WORK TO DO: Please write the listing below out again exactly, leaving every picture behind.

GIVEN MATERIAL:
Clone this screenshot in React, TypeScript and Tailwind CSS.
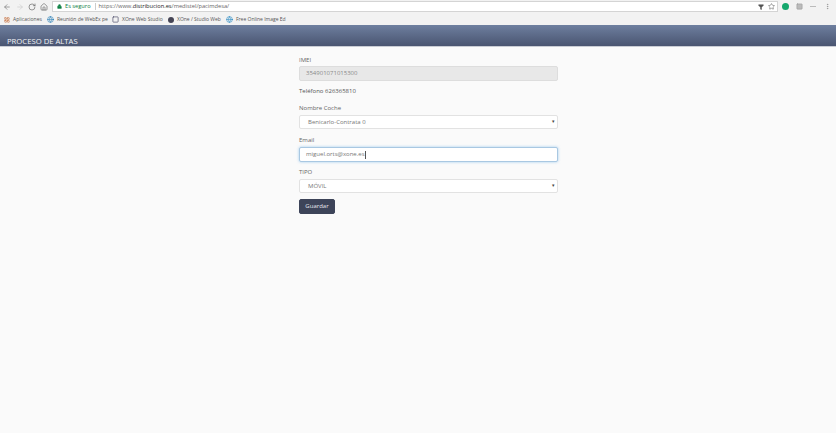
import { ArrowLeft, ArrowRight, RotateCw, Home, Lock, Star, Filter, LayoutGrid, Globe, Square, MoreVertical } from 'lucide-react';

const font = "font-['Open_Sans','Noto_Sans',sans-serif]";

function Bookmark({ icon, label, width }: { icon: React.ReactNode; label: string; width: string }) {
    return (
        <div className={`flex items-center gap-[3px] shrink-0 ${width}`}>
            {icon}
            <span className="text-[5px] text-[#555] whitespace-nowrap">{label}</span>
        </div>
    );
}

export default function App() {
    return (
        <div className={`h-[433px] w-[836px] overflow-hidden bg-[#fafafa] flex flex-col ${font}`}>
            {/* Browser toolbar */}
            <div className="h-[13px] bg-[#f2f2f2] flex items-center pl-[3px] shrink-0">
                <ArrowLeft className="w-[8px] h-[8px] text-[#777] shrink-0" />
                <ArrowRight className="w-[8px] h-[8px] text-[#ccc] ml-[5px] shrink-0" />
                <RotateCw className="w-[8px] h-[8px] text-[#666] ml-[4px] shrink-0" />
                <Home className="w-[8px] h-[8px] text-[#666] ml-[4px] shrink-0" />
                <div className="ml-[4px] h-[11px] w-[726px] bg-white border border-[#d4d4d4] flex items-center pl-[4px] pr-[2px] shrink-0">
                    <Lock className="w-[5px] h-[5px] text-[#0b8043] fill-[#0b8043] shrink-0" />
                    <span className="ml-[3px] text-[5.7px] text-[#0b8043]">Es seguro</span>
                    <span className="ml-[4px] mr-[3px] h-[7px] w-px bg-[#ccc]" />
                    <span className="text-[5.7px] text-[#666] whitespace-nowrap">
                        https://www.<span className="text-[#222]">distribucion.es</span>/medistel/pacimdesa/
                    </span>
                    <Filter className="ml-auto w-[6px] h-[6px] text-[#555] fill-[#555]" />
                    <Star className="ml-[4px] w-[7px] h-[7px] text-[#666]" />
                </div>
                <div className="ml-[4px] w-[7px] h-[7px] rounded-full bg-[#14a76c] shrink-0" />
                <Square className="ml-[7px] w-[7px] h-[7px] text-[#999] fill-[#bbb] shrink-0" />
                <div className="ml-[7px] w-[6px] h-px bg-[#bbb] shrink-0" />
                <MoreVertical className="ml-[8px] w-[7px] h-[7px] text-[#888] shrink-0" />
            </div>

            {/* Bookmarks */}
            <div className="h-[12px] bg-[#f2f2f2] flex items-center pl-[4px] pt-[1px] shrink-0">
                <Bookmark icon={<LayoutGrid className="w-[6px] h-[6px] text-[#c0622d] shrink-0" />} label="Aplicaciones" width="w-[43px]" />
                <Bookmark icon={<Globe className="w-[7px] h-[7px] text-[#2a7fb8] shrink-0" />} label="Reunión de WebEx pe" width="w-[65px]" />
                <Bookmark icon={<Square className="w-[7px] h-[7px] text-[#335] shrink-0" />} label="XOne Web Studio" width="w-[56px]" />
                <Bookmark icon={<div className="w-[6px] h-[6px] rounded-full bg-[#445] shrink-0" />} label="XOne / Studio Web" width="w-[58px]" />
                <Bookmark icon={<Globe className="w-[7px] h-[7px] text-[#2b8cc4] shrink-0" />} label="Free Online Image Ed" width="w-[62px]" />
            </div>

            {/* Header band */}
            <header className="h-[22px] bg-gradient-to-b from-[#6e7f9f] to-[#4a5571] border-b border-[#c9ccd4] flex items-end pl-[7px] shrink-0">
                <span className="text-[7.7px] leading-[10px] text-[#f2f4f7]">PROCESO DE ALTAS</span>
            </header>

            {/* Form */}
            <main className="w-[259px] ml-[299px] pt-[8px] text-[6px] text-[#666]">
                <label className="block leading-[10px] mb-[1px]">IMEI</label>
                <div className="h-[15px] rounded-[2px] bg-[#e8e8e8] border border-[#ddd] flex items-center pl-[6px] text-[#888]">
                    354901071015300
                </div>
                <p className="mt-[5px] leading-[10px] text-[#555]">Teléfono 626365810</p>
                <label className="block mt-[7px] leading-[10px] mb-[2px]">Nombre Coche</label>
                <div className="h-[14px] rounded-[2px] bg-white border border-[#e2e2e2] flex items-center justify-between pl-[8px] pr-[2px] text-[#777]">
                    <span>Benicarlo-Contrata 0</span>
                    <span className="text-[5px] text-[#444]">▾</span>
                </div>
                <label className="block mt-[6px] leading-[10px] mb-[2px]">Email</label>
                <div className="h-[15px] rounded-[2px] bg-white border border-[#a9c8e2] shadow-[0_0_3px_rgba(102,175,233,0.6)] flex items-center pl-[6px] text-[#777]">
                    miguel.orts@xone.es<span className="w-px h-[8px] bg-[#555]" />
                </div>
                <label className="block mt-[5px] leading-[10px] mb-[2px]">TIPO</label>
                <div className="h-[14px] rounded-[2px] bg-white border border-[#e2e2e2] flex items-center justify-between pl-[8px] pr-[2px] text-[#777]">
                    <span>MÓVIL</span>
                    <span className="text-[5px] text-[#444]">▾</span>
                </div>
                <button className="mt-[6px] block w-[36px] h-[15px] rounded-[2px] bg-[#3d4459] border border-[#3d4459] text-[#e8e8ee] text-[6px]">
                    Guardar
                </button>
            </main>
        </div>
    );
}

RIGHT ANSWER:
Clone this screenshot in React, TypeScript and Tailwind CSS.
import { ArrowLeft, ArrowRight, RotateCw, Home, Lock, Star, Filter, LayoutGrid, Globe, Square, MoreVertical } from 'lucide-react';

const font = "font-['Open_Sans','Noto_Sans',sans-serif]";

function Bookmark({ icon, label, width }: { icon: React.ReactNode; label: string; width: string }) {
    return (
        <div className={`flex items-center gap-[3px] shrink-0 ${width}`}>
            {icon}
            <span className="text-[5px] text-[#555] whitespace-nowrap">{label}</span>
        </div>
    );
}

export default function App() {
    return (
        <div className={`h-[433px] w-[836px] overflow-hidden bg-[#fafafa] flex flex-col ${font}`}>
            {/* Browser toolbar */}
            <div className="h-[13px] bg-[#f2f2f2] flex items-center pl-[3px] shrink-0">
                <ArrowLeft className="w-[8px] h-[8px] text-[#777] shrink-0" />
                <ArrowRight className="w-[8px] h-[8px] text-[#ccc] ml-[5px] shrink-0" />
                <RotateCw className="w-[8px] h-[8px] text-[#666] ml-[4px] shrink-0" />
                <Home className="w-[8px] h-[8px] text-[#666] ml-[4px] shrink-0" />
                <div className="ml-[4px] h-[11px] w-[726px] bg-white border border-[#d4d4d4] flex items-center pl-[4px] pr-[2px] shrink-0">
                    <Lock className="w-[5px] h-[5px] text-[#0b8043] fill-[#0b8043] shrink-0" />
                    <span className="ml-[3px] text-[5.7px] text-[#0b8043]">Es seguro</span>
                    <span className="ml-[4px] mr-[3px] h-[7px] w-px bg-[#ccc]" />
                    <span className="text-[5.7px] text-[#666] whitespace-nowrap">
                        https://www.<span className="text-[#222]">distribucion.es</span>/medistel/pacimdesa/
                    </span>
                    <Filter className="ml-auto w-[6px] h-[6px] text-[#555] fill-[#555]" />
                    <Star className="ml-[4px] w-[7px] h-[7px] text-[#666]" />
                </div>
                <div className="ml-[4px] w-[7px] h-[7px] rounded-full bg-[#14a76c] shrink-0" />
                <Square className="ml-[7px] w-[7px] h-[7px] text-[#999] fill-[#bbb] shrink-0" />
                <div className="ml-[7px] w-[6px] h-px bg-[#bbb] shrink-0" />
                <MoreVertical className="ml-[8px] w-[7px] h-[7px] text-[#888] shrink-0" />
            </div>

            {/* Bookmarks */}
            <div className="h-[12px] bg-[#f2f2f2] flex items-center pl-[4px] pt-[1px] shrink-0">
                <Bookmark icon={<LayoutGrid className="w-[6px] h-[6px] text-[#c0622d] shrink-0" />} label="Aplicaciones" width="w-[43px]" />
                <Bookmark icon={<Globe className="w-[7px] h-[7px] text-[#2a7fb8] shrink-0" />} label="Reunión de WebEx pe" width="w-[65px]" />
                <Bookmark icon={<Square className="w-[7px] h-[7px] text-[#335] shrink-0" />} label="XOne Web Studio" width="w-[56px]" />
                <Bookmark icon={<div className="w-[6px] h-[6px] rounded-full bg-[#445] shrink-0" />} label="XOne / Studio Web" width="w-[58px]" />
                <Bookmark icon={<Globe className="w-[7px] h-[7px] text-[#2b8cc4] shrink-0" />} label="Free Online Image Ed" width="w-[62px]" />
            </div>

            {/* Header band */}
            <header className="h-[22px] bg-gradient-to-b from-[#6e7f9f] to-[#4a5571] border-b border-[#c9ccd4] flex items-end pl-[7px] shrink-0">
                <span className="text-[7.7px] leading-[10px] text-[#f2f4f7]">PROCESO DE ALTAS</span>
            </header>

            {/* Form */}
            <main className="w-[259px] ml-[299px] pt-[8px] text-[6px] text-[#666]">
                <label className="block leading-[10px] mb-[1px]">IMEI</label>
                <div className="h-[15px] rounded-[2px] bg-[#e8e8e8] border border-[#ddd] flex items-center pl-[6px] text-[#888]">
                    354901071015300
                </div>
                <p className="mt-[5px] leading-[10px] text-[#555]">Teléfono 626365810</p>
                <label className="block mt-[7px] leading-[10px] mb-[2px]">Nombre Coche</label>
                <div className="h-[14px] rounded-[2px] bg-white border border-[#e2e2e2] flex items-center justify-between pl-[8px] pr-[2px] text-[#777]">
                    <span>Benicarlo-Contrata 0</span>
                    <span className="text-[5px] text-[#444]">▾</span>
                </div>
                <label className="block mt-[6px] leading-[10px] mb-[2px]">Email</label>
                <div className="h-[15px] rounded-[2px] bg-white border border-[#a9c8e2] shadow-[0_0_3px_rgba(102,175,233,0.6)] flex items-center pl-[6px] text-[#777]">
                    miguel.orts@xone.es<span className="w-px h-[8px] bg-[#555]" />
                </div>
                <label className="block mt-[5px] leading-[10px] mb-[2px]">TIPO</label>
                <div className="h-[14px] rounded-[2px] bg-white border border-[#e2e2e2] flex items-center justify-between pl-[8px] pr-[2px] text-[#777]">
                    <span>MÓVIL</span>
                    <span className="text-[5px] text-[#444]">▾</span>
                </div>
                <button className="mt-[6px] block w-[36px] h-[15px] rounded-[2px] bg-[#3d4459] border border-[#3d4459] text-[#e8e8ee] text-[6px]">
                    Guardar
                </button>
            </main>
        </div>
    );
}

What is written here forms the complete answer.